BISHOP THORP COLLEGE v. D. ANANDASEKARAN SELVARAJAN
1999-12-17
S.THANGARAJ
body1999
DigiLaw.ai
Judgment : S. THANGARAJ, J. ( 1 ) - These petitions coming on for orders on Friday the 20th day of August 1999 and upon hearing the arguments of Mr. A. K. Sridharan Advocate for the petitioners in all the petitions and of Mr. S. Shanagha Velayuthan, Advocate for the 1st respondent in all the petitions and of Mr. V. Vibhiahanan Advocate for the 2nd respondent in all the petitions and having stood over for consideration till this day the Court made the following order: The petitioners/accused 2 to 6 in C. C. No. 103 of 1998 on the file of the Judicial Magistrate, Dharapuram, Erode District have filed this petition under Section 482, Cr. P. C. to quash the said case pending against them. ( 2 ) ONE Anandasekaran Selvarajan filed a complaint against the petitioners herein and the second respondent for offences under Section 120-B, 193, 196, 199 and 216. I. P. C. and Sections 14 (1-A) and 14 (2) of the Employees. Provident Fund (Miscellaneous Provisions) Act, 1952. Learned Judicial Magistrate, Dharapuram has taken it on file in C. C. No. 103 of 1998 and issued process to the accused to appear before the said Court. Hence the present petition. ( 3 ) THE first respondent/complainant Anandasekaran Selvarajan was working in Bishop Thorp College, Dharapuram as Lecturer, second petitioner is the Chairman of the Governing Board of the said college that the third petitioner is the former Principal of the said college that the 4th petitioner is the Bursar of the said college and the 5th petitioner is one of the former Principal of the said college. The second respondent provident Fund Inspector, Erode filed a complaint in the Court of Judicial Magistrate. Dharapuram which was taken on file in S. T. C. No. 2358 of 1996 for offences under Sections 14 (1) and 14 (2) of the said Acton the allegation that the petitioners Nos. 1, 3 and 4 herein have collected provident fund amounts from the employees whereas they failed to contribute the employers share and also to deposit the said amount to the authorities concerned. The accused appeared before the said Court and pleaded, guilty for the said charges and the learned Magistrate found the accused guilty and convicted and sentenced the first petitioner each to pay a fine of Rs. 2,000/- and the petitioner Nos.

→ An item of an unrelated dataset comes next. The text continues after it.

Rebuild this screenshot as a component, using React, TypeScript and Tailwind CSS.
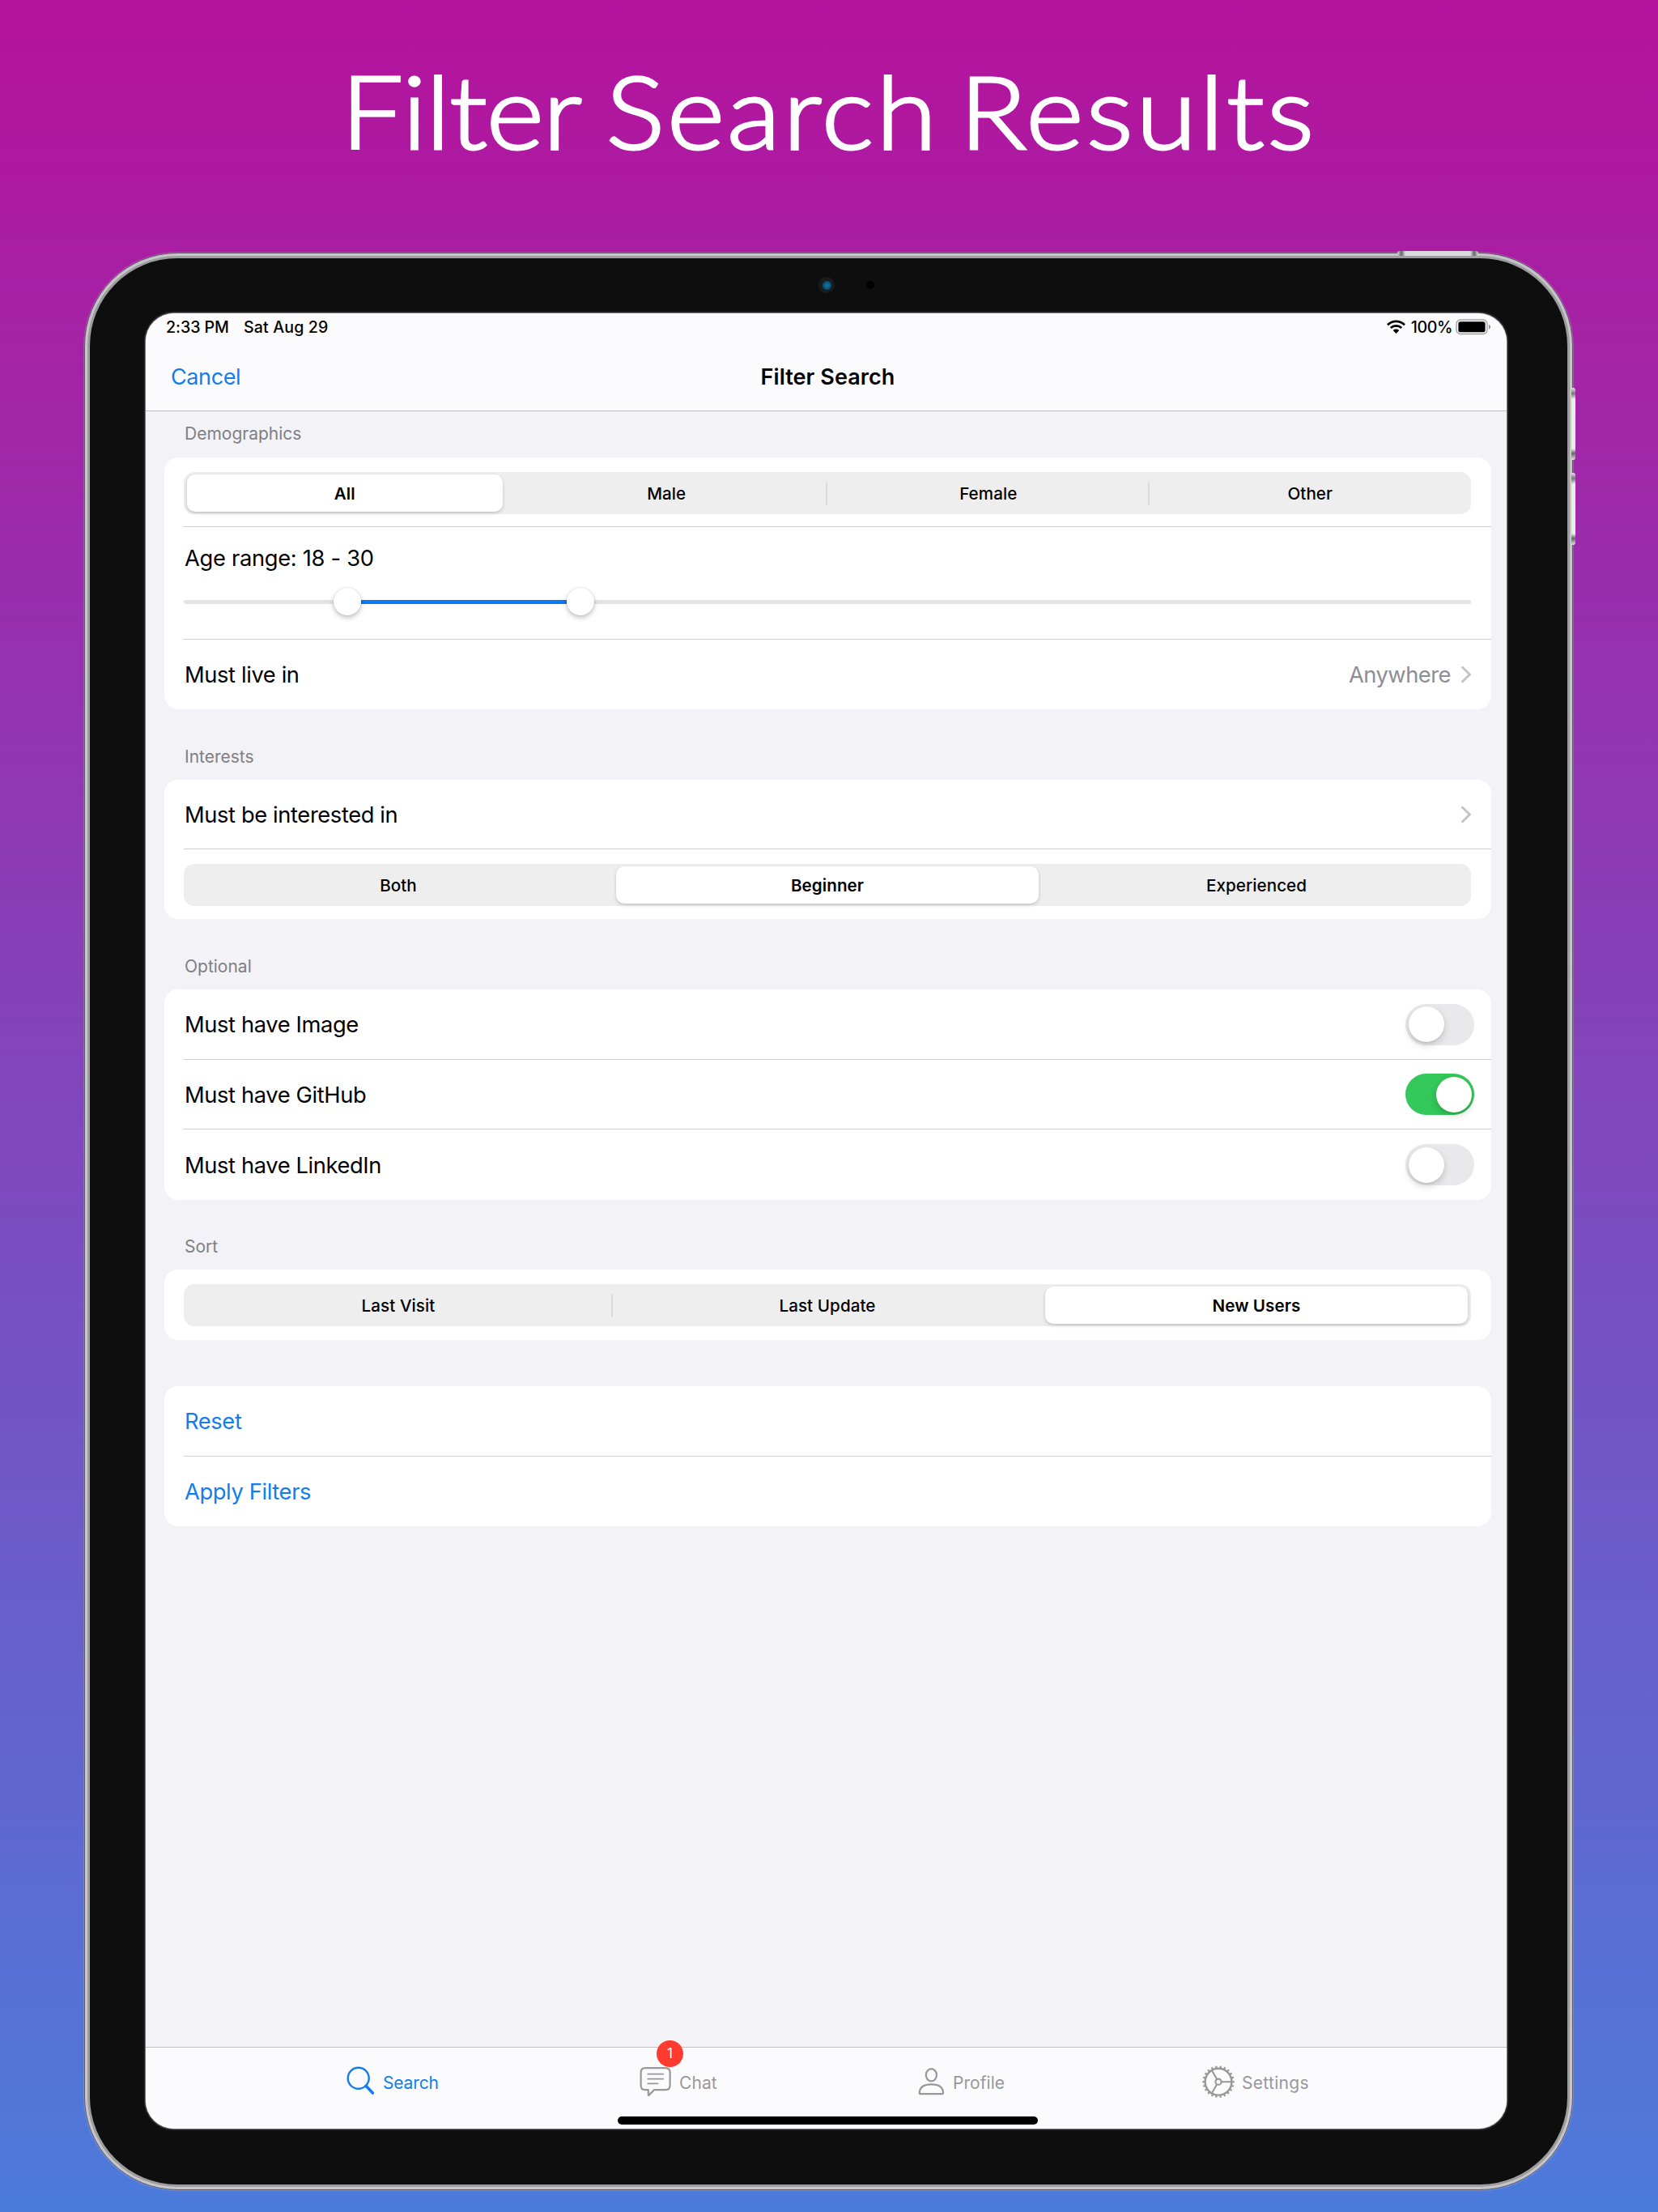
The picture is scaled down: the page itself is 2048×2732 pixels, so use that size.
import type { ReactNode } from 'react';

const TEETH = Array.from({ length: 22 }, (_, i) => (i * 360) / 22);

function Segmented({ options, selected }: { options: string[]; selected: number }) {
  return (
    <div className="flex h-[52px] w-[1590px] rounded-[13px] bg-[#eeeeef]">
      {options.map((label, i) => (
        <div key={label} className="relative flex flex-1 px-1 py-[3px]">
          {i > 0 && i !== selected && i - 1 !== selected && (
            <span className="absolute -left-0.5 top-3 h-[29px] w-0.5 rounded-full bg-[#dadadc]" />
          )}
          <div
            className={
              i === selected
                ? 'flex flex-1 items-center justify-center rounded-[10px] bg-white pt-0.5 text-[20.6px] font-semibold tracking-[0.08px] shadow-[0_2px_5px_rgba(0,0,0,0.14),0_1px_2px_rgba(0,0,0,0.08)]'
                : 'flex flex-1 items-center justify-center pt-0.5 text-[20.6px] font-medium tracking-[0.08px]'
            }
          >
            {label}
          </div>
        </div>
      ))}
    </div>
  );
}

function SegmentRow({ height, options, selected }: { height: string; options: string[]; selected: number }) {
  return (
    <div className={`${height} pl-6 pt-[18px]`}>
      <Segmented options={options} selected={selected} />
    </div>
  );
}

function Label({ height, children }: { height: string; children?: ReactNode }) {
  return (
    <div className={`${height} flex items-end pl-[25px] text-[21px] leading-7 text-[#7f7f84]`}>{children}</div>
  );
}

function Card({ children }: { children: ReactNode }) {
  return <div className="overflow-hidden rounded-[17px] bg-white">{children}</div>;
}

function Divider() {
  return <div className="ml-6 h-px bg-[#cdcdd0]" />;
}

function Row({ height, label, blue, children }: { height: string; label: string; blue?: boolean; children?: ReactNode }) {
  return (
    <div className={`${height} flex items-center justify-between pl-[25px] text-[27.3px] tracking-[-0.38px]`}>
      <span className={blue ? 'pt-[3px] text-[#127eec]' : 'pt-[3px] text-black'}>{label}</span>
      {children}
    </div>
  );
}

function Chevron() {
  return (
    <svg className="h-[22px] w-[14px]" viewBox="0 0 14 22" fill="none">
      <path d="M2.5 2.2 L11.5 11 L2.5 19.8" stroke="#c3c3c6" strokeWidth="2.9" strokeLinecap="round" strokeLinejoin="round" />
    </svg>
  );
}

function Toggle({ on }: { on?: boolean }) {
  return (
    <div className={on ? 'mr-[21px] flex h-[51px] w-[85px] justify-end rounded-full bg-[#34c759] p-[3.5px]' : 'mr-[21px] flex h-[51px] w-[85px] rounded-full bg-[#e9e9eb] p-[3.5px]'}>
      <div className="size-11 rounded-full bg-white shadow-[0_4px_10px_rgba(0,0,0,0.16),0_1px_2px_rgba(0,0,0,0.1)]" />
    </div>
  );
}

function StatusBar() {
  return (
    <div className="flex h-[34px] items-center justify-between pl-[25px] pr-[19px] text-[19.6px] font-medium">
      <div className="flex gap-[18px] pt-0.5">
        <span className="tracking-[-0.05px]">2:33 PM</span>
        <span className="tracking-[0.15px]">Sat Aug 29</span>
      </div>
      <div className="flex items-center">
        <svg className="mr-[7px] h-[17px] w-[23px]" viewBox="0 0 23 17" fill="none" stroke="#000" strokeWidth="2.7">
          <path d="M1 6.2 A15 15 0 0 1 22 6.2" />
          <path d="M4.8 10 A9.6 9.6 0 0 1 18.2 10" />
          <path d="M11.5 17 L7.7 12.9 A5.6 5.6 0 0 1 15.3 12.9 Z" fill="#000" stroke="none" />
        </svg>
        <span className="mr-1 pt-0.5 tracking-[-0.4px]">100%</span>
        <svg className="h-5 w-11" viewBox="0 0 44 20">
          <rect x="1" y="1" width="38" height="17.5" rx="5" fill="none" stroke="#a2a2a4" strokeWidth="1.4" />
          <rect x="3.4" y="3.3" width="33.2" height="13" rx="2.6" fill="#000" />
          <path d="M41 6.8 C43.6 7.8 43.6 11.8 41 12.8 Z" fill="#8e8e90" />
        </svg>
      </div>
    </div>
  );
}

function TabBar() {
  return (
    <div className="flex h-[101px] shrink-0 flex-col border-t border-[#c1c1c4] bg-[#fbfbfd]">
      <div className="flex h-[85px] pt-[21px] text-[21px] leading-[42px] text-[#98989b]">
        <div className="ml-[247px] flex w-[361px] text-[#127eec]">
          <svg className="mr-[9px] h-[40px] w-[37px]" viewBox="0 0 37 40" fill="none" stroke="currentColor" strokeLinecap="round">
            <circle cx="15.7" cy="16.8" r="13" strokeWidth="2.4" />
            <path d="M25 26.3 L33.4 35" strokeWidth="3.6" />
          </svg>
          <span className="pt-0.5 tracking-[-0.15px]">Search</span>
        </div>
        <div className="relative flex w-[344px]">
          <svg className="mr-[9px] h-[42px] w-[42px]" viewBox="0 0 42 42" fill="none" stroke="currentColor" strokeWidth="2.2" strokeLinecap="round" strokeLinejoin="round">
            <path d="M9 4.2 H34 Q39.6 4.2 39.6 9.8 V25.6 Q39.6 31.2 34 31.2 H20 L13.6 37.6 Q12.8 38.4 12.8 37 V31.2 H9 Q3.6 31.2 3.6 25.6 V9.8 Q3.6 4.2 9 4.2 Z" />
            <path d="M12.3 11.6 H31.2 M12.3 17.6 H31.2 M12.3 23.4 H24.4" strokeWidth="1.9" />
          </svg>
          <span className="pt-0.5 tracking-[0.1px]">Chat</span>
          <span className="absolute left-[23px] top-[-30px] flex size-[33px] items-center justify-center rounded-full bg-[#ff3b30] text-[17px] leading-none text-white">1</span>
        </div>
        <div className="flex w-[349px]">
          <svg className="mr-[9px] h-[42px] w-[36px]" viewBox="0 0 36 42" fill="none" stroke="currentColor" strokeWidth="2.2" strokeLinejoin="round">
            <ellipse cx="18.4" cy="12.8" rx="6.6" ry="7.6" />
            <path d="M4.8 36.2 Q3.7 36.2 3.8 34.4 C4.2 28 9.6 24.4 18.4 24.4 C27.2 24.4 32.6 28 33 34.4 Q33.1 36.2 32 36.2 Z" />
          </svg>
          <span className="pt-0.5 tracking-[0.05px]">Profile</span>
        </div>
        <div className="flex">
          <svg className="mr-[9px] h-[42px] w-[44px]" viewBox="0 0 44 42" fill="none" stroke="currentColor" strokeWidth="2.1">
            <circle cx="24" cy="21.2" r="16.4" strokeWidth="2.4" />
            <circle cx="24" cy="21.2" r="3.6" />
            <path d="M27.6 21.2 H40.6 M22.2 18.1 L15.7 6.8 M22.2 24.3 L15.7 35.6" />
            {TEETH.map((angle) => (
              <path key={angle} d="M41 21.2 H43.7" transform={`rotate(${angle} 24 21.2)`} strokeWidth="2.2" />
            ))}
          </svg>
          <span className="pt-0.5 tracking-[0.3px]">Settings</span>
        </div>
      </div>
      <div className="ml-[583px] h-[10px] w-[519px] rounded-full bg-black" />
    </div>
  );
}

function HardwareButtons() {
  return (
    <>
      <span className="absolute left-[1621px] top-[-3px] h-[6px] w-[100px] rounded-t-[3px] bg-[linear-gradient(90deg,#d8d8d8_0,#666_5px,#dcdcde_10px,#dcdcde_90px,#666_95px,#d8d8d8_100px)]" />
      <span className="absolute left-[1836px] top-[166px] h-[89px] w-[5px] rounded-r-[3px] bg-[linear-gradient(180deg,#e4e4e4_0,#777_7px,#ececee_14px,#ececee_75px,#666_81px,#e4e4e4_89px)]" />
      <span className="absolute left-[1836px] top-[271px] h-[89px] w-[5px] rounded-r-[3px] bg-[linear-gradient(180deg,#e4e4e4_0,#777_7px,#ececee_14px,#ececee_75px,#666_81px,#e4e4e4_89px)]" />
    </>
  );
}

export default function App() {
  return (
    <div className="flex h-[2732px] w-[2048px] flex-col overflow-hidden bg-[linear-gradient(180deg,#b5129c_0%,#4c7bdb_100%)] font-['Inter',sans-serif] text-black">
      <h1 className="flex h-[312px] shrink-0 scale-x-[1.09] justify-center whitespace-nowrap pt-[58px] font-['Lato',sans-serif] text-[125px] font-light leading-[156px] text-white [-webkit-text-stroke:3px_white]">
        <span className="mr-[28px] tracking-[-0.9px]">Filter</span>
        <span className="mr-[23px] tracking-[2.9px]">Search</span>
        <span className="tracking-[3.2px]">Results</span>
      </h1>
      <div className="relative ml-[104px] h-[2393px] w-[1839px] shrink-0 rounded-[115px] border border-[#5f5a68] bg-[#c6c6c9] p-[3px] shadow-[0_0_0_1px_rgba(255,255,255,0.16)]">
        <HardwareButtons />
        <div className="relative h-full rounded-[111px] bg-[#9d9d9f] p-[3px]">
          <div className="flex h-full flex-col rounded-[108px] bg-[#0e0e0e] pl-[69px] pt-[68px]">
            <span className="absolute left-[903px] top-[26px] flex size-5 items-center justify-center rounded-full bg-[#1b1c1d]">
              <span className="size-[11px] rounded-full bg-[radial-gradient(circle,#1279a0_0%,#0b5478_55%,#0d3550_100%)]" />
            </span>
            <span className="absolute left-[962px] top-[31px] size-[10px] rounded-full bg-black" />
            <div className="flex h-[2242px] w-[1681px] flex-col overflow-hidden rounded-[35px] bg-[#f2f2f7] shadow-[0_0_0_1px_#77777a,0_0_0_2.5px_#232324]">
              <div className="h-[121px] shrink-0 border-b border-[#bcbcbf] bg-[#fbfbfd]">
                <StatusBar />
                <div className="grid h-[88px] grid-cols-3 items-center pl-[32px] pr-[28px] pt-[3px] text-[27px]">
                  <span className="-ml-px tracking-[-0.4px] text-[#127eec]">Cancel</span>
                  <span className="text-center font-semibold tracking-[0.08px]">Filter Search</span>
                </div>
              </div>
              <div className="flex flex-1 flex-col pl-[23px] pr-[19px]">
                <Label height="h-[57px] pb-[15px]">Demographics</Label>
                <Card>
                  <SegmentRow height="h-[85px]" options={['All', 'Male', 'Female', 'Other']} selected={0} />
                  <Divider />
                  <div className="h-[138px] pl-6 pt-[23px]">
                    <div className="pl-px text-[27.3px] leading-[32px] tracking-[-0.3px]">Age range: 18 - 30</div>
                    <div className="mt-[20px] flex h-[34px] w-[1590px] items-center">
                      <div className="h-[5px] w-[185px] rounded-l-full bg-[#e3e3e4]" />
                      <div className="z-10 size-[34px] rounded-full bg-white shadow-[0_3px_6px_rgba(0,0,0,0.24),0_0_2px_rgba(0,0,0,0.14)]" />
                      <div className="h-[5px] w-[254px] bg-[#0a7af5]" />
                      <div className="z-10 size-[34px] rounded-full bg-white shadow-[0_3px_6px_rgba(0,0,0,0.24),0_0_2px_rgba(0,0,0,0.14)]" />
                      <div className="h-[5px] flex-1 rounded-r-full bg-[#e3e3e4]" />
                    </div>
                  </div>
                  <Divider />
                  <Row height="h-[86px]" label="Must live in">
                    <span className="mr-6 flex items-center gap-3 text-[#8e8e92]">
                      <span className="pt-[3px] tracking-[-0.5px]">Anywhere</span>
                      <Chevron />
                    </span>
                  </Row>
                </Card>
                <Label height="h-[87px] pb-[14px]">Interests</Label>
                <Card>
                  <Row height="h-[85px]" label="Must be interested in">
                    <span className="mr-6">
                      <Chevron />
                    </span>
                  </Row>
                  <Divider />
                  <SegmentRow height="h-[86px]" options={['Both', 'Beginner', 'Experienced']} selected={1} />
                </Card>
                <Label height="h-[87px] pb-[14px]">Optional</Label>
                <Card>
                  <Row height="h-[86px]" label="Must have Image">
                    <Toggle />
                  </Row>
                  <Divider />
                  <Row height="h-[85px]" label="Must have GitHub">
                    <Toggle on />
                  </Row>
                  <Divider />
                  <Row height="h-[87px]" label="Must have LinkedIn">
                    <Toggle />
                  </Row>
                </Card>
                <Label height="h-[86px] pb-[14px]">Sort</Label>
                <Card>
                  <SegmentRow height="h-[87px]" options={['Last Visit', 'Last Update', 'New Users']} selected={2} />
                </Card>
                <Label height="h-[57px]" />
                <Card>
                  <Row height="h-[86px]" label="Reset" blue />
                  <Divider />
                  <Row height="h-[86px]" label="Apply Filters" blue />
                </Card>
              </div>
              <TabBar />
            </div>
          </div>
        </div>
      </div>
    </div>
  );
}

The accused appeared before the said Court and pleaded, guilty for the said charges and the learned Magistrate found the accused guilty and convicted and sentenced the first petitioner each to pay a fine of Rs. 2,000/- and the petitioner Nos. 3, and 4 each to pay a fine of Rs. 1. 000/ -. The accused paid the fine and the proceedings were terminated on 30-1-1997 as per the endorsement of learned. Judicial Magistrate, Dharapuram. In the meantime, the college administration have initiated disciplinary proceedings against the first respondent herein, who was the Lecturer in the said college and during the pendency of the said proceedings the first respondent herein have filed the present complaint before learned Magistrate, Dharapuram. ( 4 ) THE petitioners have, raised many objections regarding the maintainability of the case pending before learned Magistrate. One of the main contentions of the petitioners is that the proceedings in S. T. C. No. 2858 of 1996 were terminated on 30-1-1997 and thereafter no case can be filed against them for the very same offences which would amount to double jeopardy. Learned Counsel for the first petitioner has argued that since the present complaint is filed by the complainant for not prosecuting the petitioners herein for all the offences committed by them and in doing so the Provident Fund Inspector who is the second respondent herein as a public servant has committed an offence and at the same time the other accused are liable for various offences for which they are liable but whereas the Provident Fund Inspector had wantonly omitted in order to prevent prosecution against the other petitioners. ( 5 ) WHEN we see the nature of the complaint which is pending in C. C. No. 103 of 1998 on the file of the Judicial Magistrate. Dharapuram it is for the offences which are wantonly left out in the earlier case. The Police Officer while investigating any offence can file a final report under Section 173 (2) Cr. P. C. and even after filing the final report, if any new fact in connection with the said crime is brought to the knowledge of the said Investigating Officer he can very well investigate into such offence or offences and file one or more final reports before the Court in which the charge-sheet was already filed.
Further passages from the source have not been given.